Israeli ultra-Orthodox Rabbi Freuchman Mandelbrot recently ruled that Jewish women are forbidden to use front-loading washing machines because they force women to bend over in provocative poses. The same rabbi ruled that (white) Jews are forbidden to play the black keys on pianos because it might lead to interracial sex.
Soon after these rulings went viral online, people discovered that Rabbi Mandelbrot and his Facebook page are merely satire. The satire works because, in the eyes of both secular and religious Israeli Jews, Rabbi Mandelbrot is believable. He is a caricature of the very real sexism and racism that some ultra-Orthodox political leaders are advocating in the Knesset.
The majority of Israelis are distancing themselves from this brand of Judaism. They are becoming more vocal in criticizing extreme positions like those catalogued in our recent report “Racism and Gender in Israel.” It is no wonder, then, that more Israeli feet are walking into our congregations and opting for an alternative way to express their Judaism. It is also no wonder that ultra-Orthodox politicians like Israeli Religious Services Minister David Azoulay and MK Moshe Gafni are lashing out against Reform Jews, accusing us of “stabbing the Torah in the back,” and of being “sinners” and a “danger to Judaism.” Azoulay and Gafni feel threatened. That’s why they are lashing out.
What are we going to do? We’re going to make limonana out of these lemons. We’re going to take Prime Minister Benjamin Netanyahu at his word and accept his invitation to participate in “roundtable discussions” between the leadership of the non-Orthodox Jewish denominations in Israel and members of the government.

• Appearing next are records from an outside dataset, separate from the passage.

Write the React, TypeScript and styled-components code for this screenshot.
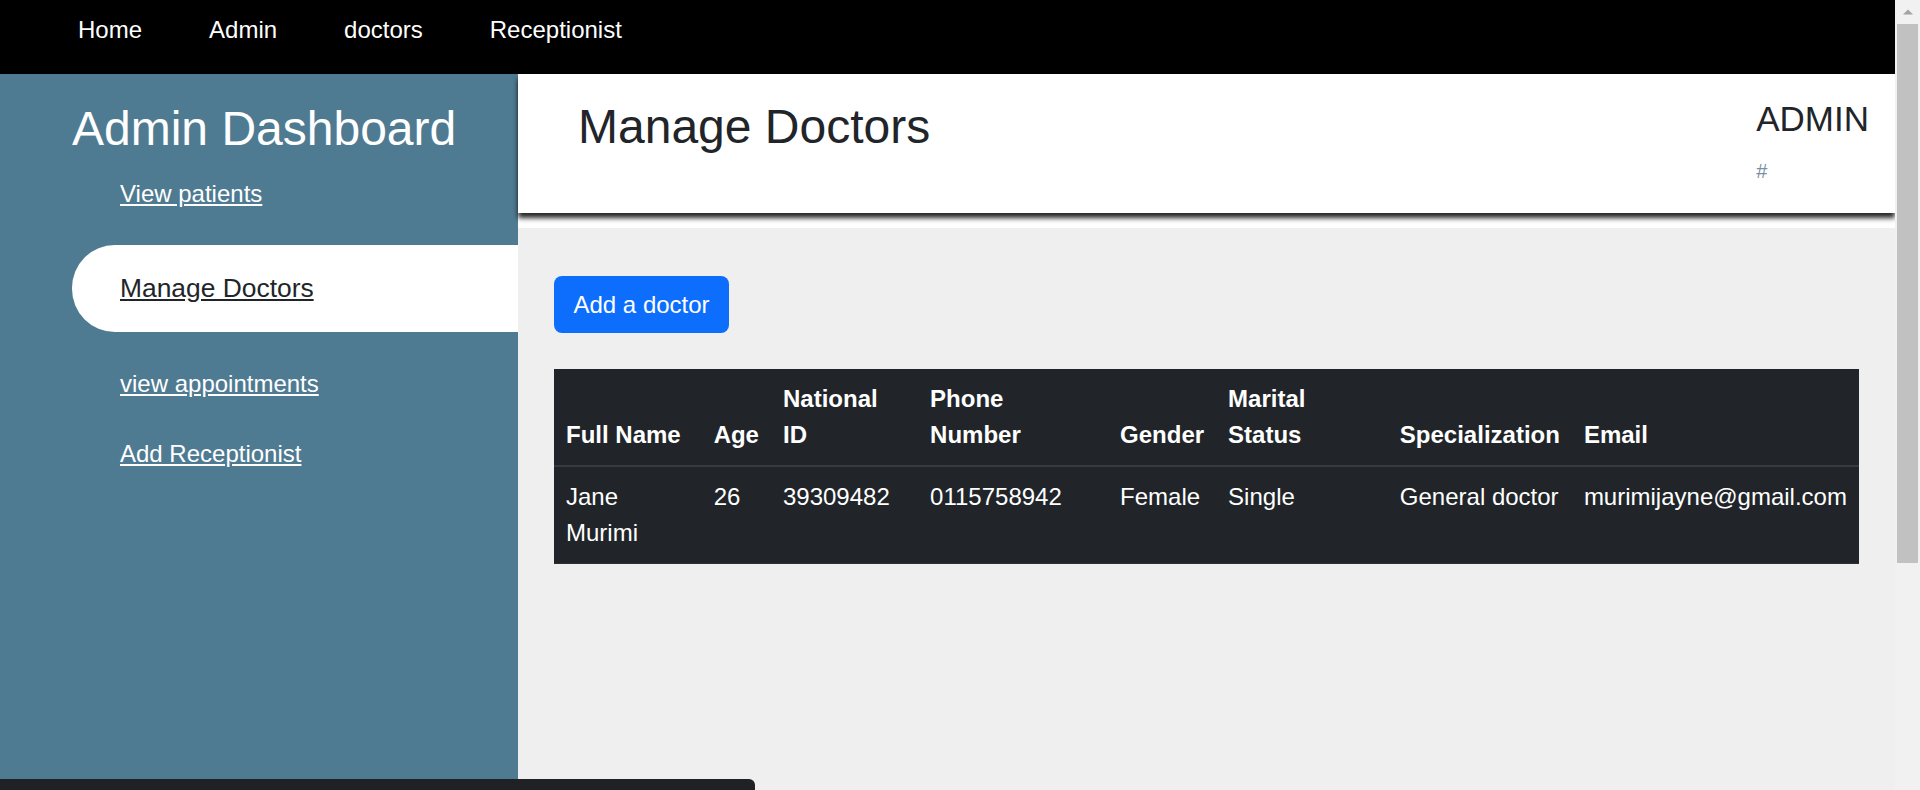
import React from "react";
import styled, { createGlobalStyle } from "styled-components";

const GlobalStyle = createGlobalStyle`
  html, body {
    margin: 0;
    padding: 0;
  }
  body {
    font-family: "Liberation Sans", Arial, sans-serif;
    background: #efefef;
    color: #212529;
  }
`;

const Page = styled.div`
  display: flex;
  flex-direction: column;
  margin-right: 25px;
`;

const TopNav = styled.nav`
  height: 74px;
  box-sizing: border-box;
  background: #000;
  display: flex;
  align-items: flex-start;
  gap: 67px;
  padding: 16px 0 0 78px;
`;

const TopLink = styled.a`
  color: #fff;
  font-size: 24px;
  line-height: normal;
  text-decoration: none;
`;

const Body = styled.div`
  display: flex;
  min-height: 1014px;
`;

const Sidebar = styled.aside`
  width: 518px;
  flex-shrink: 0;
  background: #4f7b92;
  box-sizing: border-box;
  padding: 27px 0 0 72px;
`;

const SideTitle = styled.h1`
  margin: 0;
  font-size: 48px;
  line-height: 55px;
  font-weight: 400;
  color: #fff;
`;

const SideList = styled.ul`
  list-style: none;
  margin: 3px 0 0;
  padding: 0;
`;

const SideItem = styled.li<{ $active?: boolean }>`
  padding: ${(p) => (p.$active ? "27.8px 0 27.8px 48px" : "21px 0 21px 48px")};
  margin: ${(p) => (p.$active ? "16px 0 17px" : "0")};
  background: ${(p) => (p.$active ? "#fff" : "transparent")};
  border-radius: ${(p) => (p.$active ? "43px 0 0 43px" : "0")};
  line-height: normal;
`;

const SideLink = styled.a<{ $active?: boolean }>`
  font-size: ${(p) => (p.$active ? "26.4px" : "24px")};
  line-height: normal;
  color: ${(p) => (p.$active ? "#212529" : "#fff")};
  text-decoration: underline;
`;

const Main = styled.main`
  flex: 1;
  display: flex;
  flex-direction: column;
  background: #fff;
`;

const Header = styled.header`
  position: relative;
  height: 139px;
  box-sizing: border-box;
  background: #fff;
  display: flex;
  justify-content: space-between;
  align-items: flex-start;
  padding: 25px 26px 0 60px;
  box-shadow: 0 5px 5px rgba(0, 0, 0, 0.85);
`;

const PageTitle = styled.h2`
  margin: 0;
  font-size: 48px;
  font-weight: 400;
  line-height: normal;
  color: #212529;
`;

const UserBox = styled.div`
  display: flex;
  flex-direction: column;
  align-items: flex-start;
`;

const UserName = styled.h3`
  margin: 0;
  font-size: 35px;
  font-weight: 400;
  line-height: normal;
  color: #212529;
`;

const UserLink = styled.a`
  margin-top: 21px;
  font-size: 20px;
  line-height: normal;
  color: #7a8fa5;
  text-decoration: none;
`;

const Content = styled.section`
  flex: 1;
  margin-top: 15px;
  background: #efefef;
  padding: 48px 36px;
  display: flex;
  flex-direction: column;
  align-items: flex-start;
  gap: 36px;
`;

const PrimaryButton = styled.button`
  font-family: "Liberation Sans", Arial, sans-serif;
  font-size: 24px;
  line-height: 27px;
  color: #fff;
  background: #0d6efd;
  border: none;
  border-radius: 8px;
  padding: 15px 19.5px;
  cursor: pointer;
`;

const Table = styled.table`
  width: 100%;
  border-collapse: collapse;
  background: #212529;
  color: #fff;
  font-size: 24px;
  line-height: 36px;
`;

const Th = styled.th`
  text-align: left;
  vertical-align: bottom;
  font-weight: 700;
  padding: 12px;
  border-bottom: 2px solid #373b3e;
`;

const Td = styled.td`
  vertical-align: top;
  padding: 12px;
  border-bottom: 1px solid #2c3034;
`;

const StatusBubble = styled.div`
  position: fixed;
  left: 0;
  bottom: 0;
  width: 755px;
  height: 11px;
  background: #202124;
  border-top-right-radius: 6px;
`;

const ScrollTrack = styled.div`
  position: fixed;
  top: 0;
  right: 0;
  width: 25px;
  height: 100vh;
  background: #f1f1f1;
  display: flex;
  flex-direction: column;
  align-items: center;
`;

const ScrollArrow = styled.div`
  height: 24px;
  width: 25px;
  display: flex;
  align-items: center;
  justify-content: center;
`;

const ScrollThumb = styled.div`
  width: 21px;
  height: 539px;
  background: #c1c1c1;
`;

const headers = [
  "Full Name",
  "Age",
  "National ID",
  "Phone Number",
  "Gender",
  "Marital Status",
  "Specialization",
  "Email",
];

const doctors = [
  [
    "Jane Murimi",
    "26",
    "39309482",
    "0115758942",
    "Female",
    "Single",
    "General doctor",
    "murimijayne@gmail.com",
  ],
];

const sideLinks = [
  { label: "View patients" },
  { label: "Manage Doctors", active: true },
  { label: "view appointments" },
  { label: "Add Receptionist" },
];

export default function App() {
  return (
    <>
      <GlobalStyle />
      <Page>
        <TopNav>
          <TopLink href="#">Home</TopLink>
          <TopLink href="#">Admin</TopLink>
          <TopLink href="#">doctors</TopLink>
          <TopLink href="#">Receptionist</TopLink>
        </TopNav>
        <Body>
          <Sidebar>
            <SideTitle>Admin Dashboard</SideTitle>
            <SideList>
              {sideLinks.map((l) => (
                <SideItem key={l.label} $active={l.active}>
                  <SideLink href="#" $active={l.active}>
                    {l.label}
                  </SideLink>
                </SideItem>
              ))}
            </SideList>
          </Sidebar>
          <Main>
            <Header>
              <PageTitle>Manage Doctors</PageTitle>
              <UserBox>
                <UserName>ADMIN</UserName>
                <UserLink href="#">#</UserLink>
              </UserBox>
            </Header>
            <Content>
              <PrimaryButton>Add a doctor</PrimaryButton>
              <Table>
                <thead>
                  <tr>
                    {headers.map((h) => (
                      <Th key={h}>{h}</Th>
                    ))}
                  </tr>
                </thead>
                <tbody>
                  {doctors.map((row, i) => (
                    <tr key={i}>
                      {row.map((c, j) => (
                        <Td key={j}>{c}</Td>
                      ))}
                    </tr>
                  ))}
                </tbody>
              </Table>
            </Content>
          </Main>
        </Body>
      </Page>
      <ScrollTrack>
        <ScrollArrow>
          <svg width="10" height="6" viewBox="0 0 10 6">
            <path d="M0 5.5 L5 0.5 L10 5.5 Z" fill="#a3a3a3" />
          </svg>
        </ScrollArrow>
        <ScrollThumb />
      </ScrollTrack>
      <StatusBubble />
    </>
  );
}
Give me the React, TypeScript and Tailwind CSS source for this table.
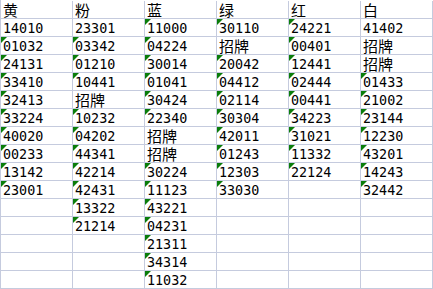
import React from 'react';

const columns: { title: string; cells: string[] }[] = [
  { title: '黄', cells: ['14010', '01032', '24131', '33410', '32413', '33224', '40020', '00233', '13142', '23001'] },
  { title: '粉', cells: ['23301', '03342', '01210', '10441', '招牌', '10232', '04202', '44341', '42214', '42431', '13322', '21214'] },
  { title: '蓝', cells: ['11000', '04224', '30014', '01041', '30424', '22340', '招牌', '招牌', '30224', '11123', '43221', '04231', '21311', '34314', '11032'] },
  { title: '绿', cells: ['30110', '招牌', '20042', '04412', '02114', '30304', '42011', '01243', '12303', '33030'] },
  { title: '红', cells: ['24221', '00401', '12441', '02444', '00441', '34223', '31021', '11332', '22124'] },
  { title: '白', cells: ['41402', '招牌', '招牌', '01433', '21002', '23144', '12230', '43201', '14243', '32442'] },
];

// cells stored as plain numbers (no green marker)
const plain = new Set(['0-0', '1-0', '5-0']);

const ROWS = 15;

function Cell({ value, marker }: { value?: string; marker: boolean }) {
  const isNum = value !== undefined && /^\d+$/.test(value);
  return (
    <div className="relative h-[18px] border-r border-b border-[#c5cbde] pl-[2px]">
      {marker && (
        <span className="absolute left-0 top-0 w-0 h-0 border-t-[6px] border-r-[6px] border-t-[#0a7d0a] border-r-transparent" />
      )}
      {value !== undefined && (
        <span
          className={
            isNum
              ? 'block pt-[2px] leading-[15px] text-[13.4px] text-black font-["DejaVu_Sans_Mono",monospace]'
              : 'block pt-px leading-[16px] text-[15px] text-black font-["Noto_Sans_CJK_SC",sans-serif]'
          }
        >
          {value}
        </span>
      )}
    </div>
  );
}

export default function App() {
  return (
    <div className="bg-white w-[433px] h-[289px] overflow-hidden">
      <div className="grid grid-cols-[repeat(6,72px)] border-l border-[#c5cbde] pt-px">
        {columns.map((c) => (
          <Cell key={'h' + c.title} value={c.title} marker={false} />
        ))}
        {Array.from({ length: ROWS }).map((_, r) =>
          columns.map((c, ci) => {
            const v = c.cells[r];
            const isNum = v !== undefined && /^\d+$/.test(v);
            return <Cell key={ci + '-' + r} value={v} marker={isNum && !plain.has(ci + '-' + r)} />;
          })
        )}
      </div>
    </div>
  );
}
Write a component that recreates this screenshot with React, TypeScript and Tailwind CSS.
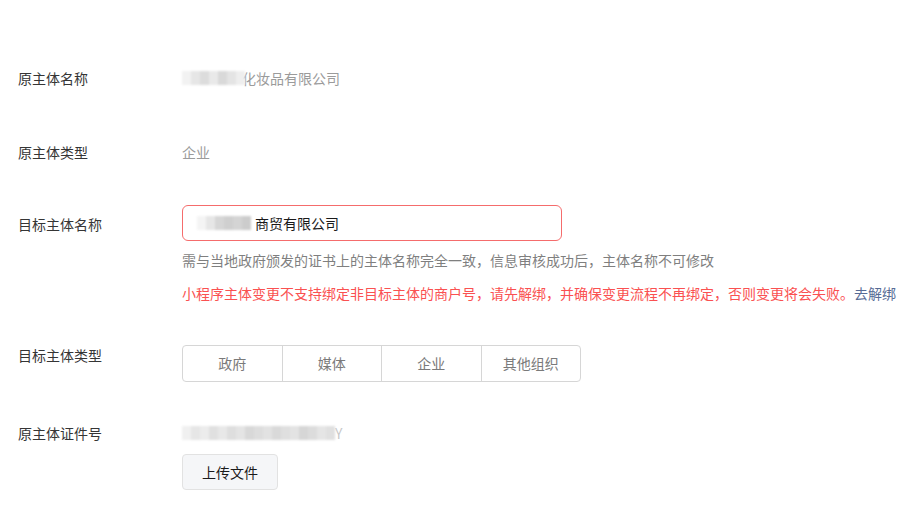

We’re going to spread the message of URJ President Rabbi Rick Jacobs, who said during a radio interview in Israel yesterday: “Every day we stand up against the delegitimization of Israel while members of the Israeli government delegitimize Reform Jews. We’re going to rise above the name-calling and negativity. We’re going to continue our work to make Israel a more inclusive, egalitarian and democratic country.”